Terrorism Trials: Military Commissions

DC Circuit Temporarily Stays United States' Appeal in Al-Nashiri, Pending Consideration of Mandamus Petition

By Wells Bennett
Wednesday, November 12, 2014, 8:55 PM

The order grants a motion filed by Al-Nashiri, and was handed down today by Circuit Judges Cornelia Pillard and Judith Rogers, over the dissent of Circuit Judge Brett Kavanaugh. It's gist is temporarily to pause the government's appeal, to the Court of Military Commission Review ("CMCR"), of the dismissal of some (though not all) of the capital military commission charges against the Guantanamo detainee.  Argument on that appeal was set to go forward tomorrow before the CMCR---but now won't, on account of the stay order.

Some background: Al-Nashiri had petitioned the D.C. Circuit for a writ of mandamus and/or prohibition, claiming that two of the three judges assigned to his CMCR panel (both military officers) had been appointed in violation of the Constitution. Documents in this parallel case were declassified only last week. The petition, along with a related motion to stay the CMCR's consideration of the government's appeal in light of it, can be found here and here, respectively; the government's response to the motion to stay is here.

At any rate, the D.C. Circuit's order reads as follows:

Upon consideration of the petition for a writ of mandamus; the motion for leave to proceed in forma pauperis; and the motion for stay, the opposition thereto, the reply, and the notice filed by petitioner, it is

ORDERED that the motion for leave to proceed in forma pauperis be granted. It is

FURTHER ORDERED that motion for stay be granted. Proceedings before the United States Court of Military Commission Review in CMCR Case No. 14-001 are hereby stayed pending further order of the court. The purpose of this stay is to give the court sufficient opportunity to consider the mandamus petition and should not be construed as a ruling either on the jurisdictional question presented by the petition or on the merits of the petition. It is

FURTHER ORDERED, on the court’s own motion, that this case be expedited. It is

FURTHER ORDERED, on the court’s own motion, that the United States file an answer to the mandamus petition, not to exceed 30 pages, within 21 days of the date of this order. See D.C. Cir. Rule 21(a). Petitioner may file a reply, not to exceed 15 pages, within 10 days after the answer is filed. The parties are directed to file 8 paper copies of their submissions (including 8 additional copies of the petition) and to follow the form for brief covers. See Fed. R. App. P. 32. The parties are directed to hand deliver the paper copies of their submissions to the Clerk’s office on the date due.

The Clerk is instructed to calendar the petition for oral argument on an appropriate date after the completion of briefing. The parties will be notified separately of the oral argument date and composition of the merits panel.

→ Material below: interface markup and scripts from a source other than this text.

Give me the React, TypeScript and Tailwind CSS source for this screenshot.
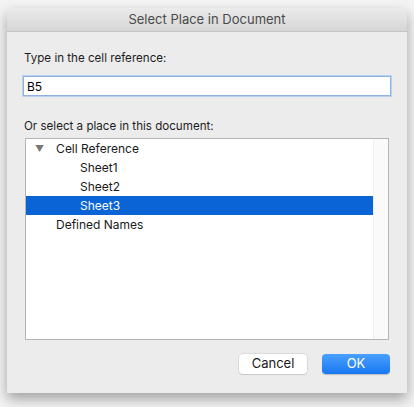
import React, { useState } from 'react'

const rows = [
  { label: 'Cell Reference', indent: false, toggle: true },
  { label: 'Sheet1', indent: true },
  { label: 'Sheet2', indent: true },
  { label: 'Sheet3', indent: true },
  { label: 'Defined Names', indent: false },
]

export default function App() {
  const [ref, setRef] = useState('B5')
  const [selected, setSelected] = useState('Sheet3')

  return (
    <div
      className="w-[414px] h-[407px] bg-[#f4f4f4] pt-[8px] px-[7px] overflow-hidden"
      style={{ fontFamily: 'Inter, "Liberation Sans", sans-serif' }}
    >
      <div className="w-[400px] h-[385px] bg-[#ececec] flex flex-col shadow-[0_6px_14px_rgba(0,0,0,0.35)] rounded-t-[4px]">
        <div className="h-[24px] flex items-center justify-center bg-gradient-to-b from-[#ebebeb] to-[#d6d6d6] border-b border-[#c4c4c4] rounded-t-[4px] text-[13px] text-[#4a4a4a]">
          Select Place in Document
        </div>

        <div className="flex flex-col px-[16px] pt-[18px]">
          <label className="text-[11.6px] text-[#1e1e1e] leading-[16px] pl-[1px]">Type in the cell reference:</label>
          <input
            value={ref}
            onChange={(e) => setRef(e.target.value)}
            className="mt-[10px] h-[20px] w-[368px] bg-white border border-[#8fb3e0] shadow-[0_0_0_1px_#b9d1ef] px-[3px] text-[12px] text-black outline-none"
          />
          <div className="mt-[22px] text-[11.6px] text-[#1e1e1e] leading-[16px] pl-[1px]">Or select a place in this document:</div>

          <div className="mt-[4px] ml-[2px] w-[364px] h-[202px] bg-white border border-[#b5b5b5] flex">
            <div className="flex-1 flex flex-col">
              {rows.map((r) => {
                const active = r.label === selected
                return (
                  <div
                    key={r.label}
                    onClick={() => setSelected(r.label)}
                    className={
                      'h-[19px] flex items-center text-[12px] ' +
                      (active ? 'bg-[#0a64d6] text-white' : 'text-[#1a1a1a]')
                    }
                  >
                    {r.toggle && <span className="ml-[9px] mr-[12px] text-[9px] text-[#777]">▼</span>}
                    <span className={r.indent ? 'pl-[54px]' : r.toggle ? '' : 'pl-[30px]'}>{r.label}</span>
                  </div>
                )
              })}
            </div>
            <div className="w-[15px] bg-[#fafafa] border-l border-[#eeeeee]" />
          </div>
        </div>

        <div className="flex justify-end gap-[15px] pr-[17px] mt-[14px]">
          <button className="w-[68px] h-[20px] bg-white rounded-[4px] shadow-[0_0_0_0.5px_#c8c8c8,0_1px_1px_rgba(0,0,0,0.15)] text-[13px] text-[#1a1a1a]">
            Cancel
          </button>
          <button className="w-[68px] h-[20px] rounded-[4px] bg-gradient-to-b from-[#4aa0ff] to-[#1577f0] text-[13px] text-white shadow-[0_1px_1px_rgba(0,0,0,0.2)]">
            OK
          </button>
        </div>
      </div>
    </div>
  )
}
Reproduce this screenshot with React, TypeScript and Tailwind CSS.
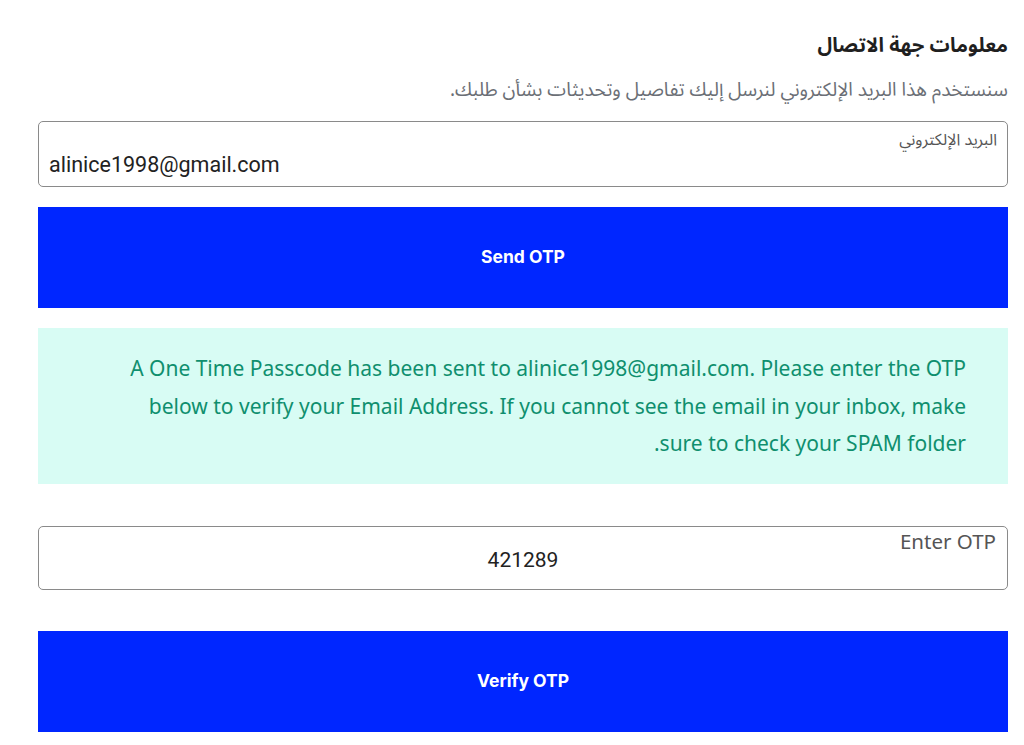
import React from "react";

export default function App() {
  return (
    <div dir="rtl" className="bg-white min-h-[745px] pl-[38px] pr-[16px] pt-[28px] flex flex-col">
      <h2 className="font-['Noto_Sans_Arabic','Noto_Sans','DejaVu_Sans',sans-serif] text-[20px] font-bold text-[#1f1f1f] leading-[34px] pt-[1px]">
        معلومات جهة الاتصال
      </h2>
      <p className="font-['Noto_Sans_Arabic','Noto_Sans','DejaVu_Sans',sans-serif] mt-[13px] text-[19px] text-[#6b6f76] leading-[28px]">
        سنستخدم هذا البريد الإلكتروني لنرسل إليك تفاصيل وتحديثات بشأن طلبك.
      </p>
      <div className="mt-[17px] h-[66px] border border-[#8a8a8a] rounded-[5px] flex flex-col px-[10px] pt-[7px]">
        <label className="font-['Noto_Sans_Arabic','Noto_Sans','DejaVu_Sans',sans-serif] text-[16px] text-[#555] leading-[22px]">
          البريد الإلكتروني
        </label>
        <div dir="ltr" className="font-['Roboto','Noto_Sans',sans-serif] text-[21.5px] text-[#222] leading-[28px] text-left">
          alinice1998@gmail.com
        </div>
      </div>
      <button className="font-['Inter','Noto_Sans',sans-serif] mt-[20px] h-[101px] bg-[#0026ff] text-white text-[17.5px] font-bold flex items-center justify-center">
        Send OTP
      </button>
      <div className="font-['Noto_Sans',sans-serif] mt-[20px] h-[156px] bg-[#d8fcf4] text-[#0f8f6e] text-[21px] leading-[37.5px] pr-[42px] pl-[20px] pt-[22px]">
        A One Time Passcode has been sent to alinice1998@gmail.com. Please enter the OTP
        <br />
        below to verify your Email Address. If you cannot see the email in your inbox, make
        <br />
        sure to check your SPAM folder.
      </div>
      <div className="mt-[42px] h-[64px] border border-[#8a8a8a] rounded-[5px] flex flex-col px-[11px] pt-[2px]">
        <label className="font-['Noto_Sans',sans-serif] text-[20.5px] text-[#555] leading-[24px]">Enter OTP</label>
        <div className="font-['Roboto','Noto_Sans',sans-serif] -mt-[6px] text-[21px] text-[#222] leading-[26px] text-center">
          421289
        </div>
      </div>
      <button className="font-['Inter','Noto_Sans',sans-serif] mt-[41px] h-[101px] bg-[#0026ff] text-white text-[17.5px] font-bold flex items-center justify-center">
        Verify OTP
      </button>
    </div>
  );
}
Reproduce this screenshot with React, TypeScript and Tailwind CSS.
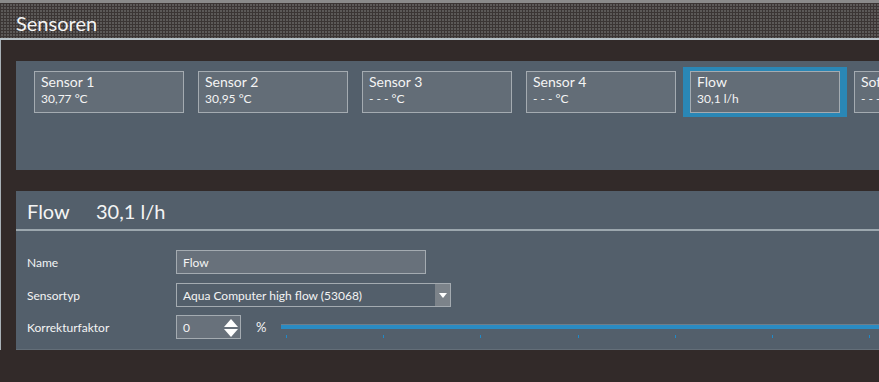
import React from 'react';

const sensors = [
  { name: 'Sensor 1', value: '30,77 °C' },
  { name: 'Sensor 2', value: '30,95 °C' },
  { name: 'Sensor 3', value: '- - - °C' },
  { name: 'Sensor 4', value: '- - - °C' },
  { name: 'Flow', value: '30,1 l/h', active: true },
  { name: 'Software Sensor 1', value: '- - - °C' },
];

function SensorCard({ name, value, active }: { name: string; value: string; active?: boolean }) {
  return (
    <div className="relative shrink-0">
      {active && <div className="absolute -inset-x-[7px] -inset-y-[4px] bg-[#2a87b6]" />}
      <div className="relative h-[42px] w-[150px] overflow-hidden whitespace-nowrap border border-[#a4abb1] bg-[#636d77] pl-[6px] pt-[1px]">
        <div className="text-[14px] leading-[18px]">{name}</div>
        <div className="text-[12px] leading-[16px]">{value}</div>
      </div>
    </div>
  );
}

function FormRow({ label, children, className }: { label: string; children: React.ReactNode; className?: string }) {
  return (
    <div className={`flex h-[24px] items-center ${className ?? ''}`}>
      <div className="w-[149px] shrink-0 pt-[2px] text-[12px]">{label}</div>
      {children}
    </div>
  );
}

export default function App() {
  return (
    <div className="h-[382px] w-[879px] overflow-hidden bg-[#322a29] font-['Lato',sans-serif] text-[#f4f4f4]">
      <div className="h-[3px] bg-[#8a8a8a]" />
      <div className="h-[35px] bg-[#5c5958] bg-[image:linear-gradient(90deg,#3b3534_1px,transparent_1px),linear-gradient(#3b3534_1px,transparent_1px)] bg-[length:3px_3px] pl-4 pt-[7px] text-[20px] leading-[26px]">
        Sensoren
      </div>
      <div className="h-[2px] bg-[#b7c1c7]" />

      <div className="border-l border-[#a9b1b7] pl-[15px] pt-[21px]">
        <div className="h-[109px] w-[900px] bg-[#535f6b] pl-[18px] pt-[10px]">
          <div className="flex gap-[14px]">
            {sensors.map((s) => (
              <SensorCard key={s.name} {...s} />
            ))}
          </div>
        </div>

        <div className="mt-[21px] h-[159px] w-[900px] border-b border-[#636e78] bg-[#535f6b]">
          <div className="flex h-[40px] border-b-2 border-[#9ca7ae] pl-[11px] pt-[7px] text-[20px] leading-[26px]">
            <span className="w-[69px]">Flow</span>
            <span>30,1 l/h</span>
          </div>

          <div className="flex flex-col pl-[11px]">
            <FormRow label="Name" className="mt-[19px]">
              <div className="flex h-[24px] w-[250px] items-center border border-[#a4abb1] bg-[#68717b] pl-[6px] pt-[1px] text-[12px]">
                Flow
              </div>
            </FormRow>

            <FormRow label="Sensortyp" className="mt-[9px]">
              <div className="flex h-[24px] w-[275px] items-stretch border border-[#a4abb1] bg-[#535f6b] text-[12px]">
                <div className="flex flex-1 items-center pl-[6px] pt-[1px]">Aqua Computer high flow (53068)</div>
                <div className="flex w-[15px] items-center justify-center bg-[#7c838a]">
                  <svg width="8" height="5" viewBox="0 0 8 5">
                    <path d="M0 0 H8 L4 5 Z" fill="#ffffff" />
                  </svg>
                </div>
              </div>
            </FormRow>

            <FormRow label="Korrekturfaktor" className="mt-[8px]">
              <div className="flex h-[24px] w-[65px] items-center justify-between border border-[#a4abb1] bg-[#68717b] pl-[6px] pr-[1px] pt-[1px] text-[12px]">
                <span>0</span>
                <svg width="16" height="20" viewBox="0 0 16 20">
                  <path d="M8 1 L15 9 H1 Z" fill="#ffffff" />
                  <path d="M1 11 H15 L8 19 Z" fill="#ffffff" />
                </svg>
              </div>
              <span className="ml-[15px] w-[25px] pt-[2px] text-[13px]">%</span>
              <div className="flex-1 pt-[7px]">
                <div className="h-[1px] bg-[#6f7d88]" />
                <div className="h-[4px] bg-[#2a8bc2]" />
                <div className="ml-[5px] mt-[6px] flex gap-[96.2px]">
                  {Array.from({ length: 7 }).map((_, i) => (
                    <div key={i} className="h-[3px] w-[1px] bg-[#2089c8]" />
                  ))}
                </div>
              </div>
            </FormRow>
          </div>
        </div>
      </div>
    </div>
  );
}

Judge Kavanaugh's dissent reads, in its entirety:

Kavanaugh, Circuit Judge, dissenting:

This Court has no authority to grant a stay in this case. Al-Nashiri is a defendant in a pending military commission trial at Guantanamo. One issue relating to that trial is now on interlocutory appeal to the Court of Military Commission Review. Al-Nashiri has filed a petition for mandamus in this Court, raising constitutional challenges to the composition of the Court of Military Commission Review. He asks this Court to stay the proceedings before the Court of Military Commission Review pending resolution of his petition for mandamus. The problem for Al-Nashiri’s argument is that this Court has jurisdiction only over “a final judgment” rendered by a military commission. 10 U.S.C.  § 950g(a); Khadr v. United States, 529 F.3d 1112, 1115-17 (D.C. Cir. 2008). There is no final judgment in this case. And except where there is a final judgment, “no court, justice, or judge shall have jurisdiction to hear or consider any other action against the United States or its agents relating to any aspect of the detention, transfer, treatment, trial, or conditions of confinement of an alien who is or was detained by the United States and has been determined by the United States to have been properly detained as an enemy combatant or is awaiting such determination.” 28 U.S.C. § 2241(e)(2) (emphasis added). That language could hardly be clearer. If Al-Nashiri is convicted and exhausts his remedies in the military justice system, he then may raise in this Court his constitutional challenges to the composition of the Court of Military Commission Review. See 10 U.S.C. § 950g(a)-(b); see also 28 U.S.C. § 2241(e)(2). But not now.

In short, we have no authority to grant a stay in this case. I respectfully dissent.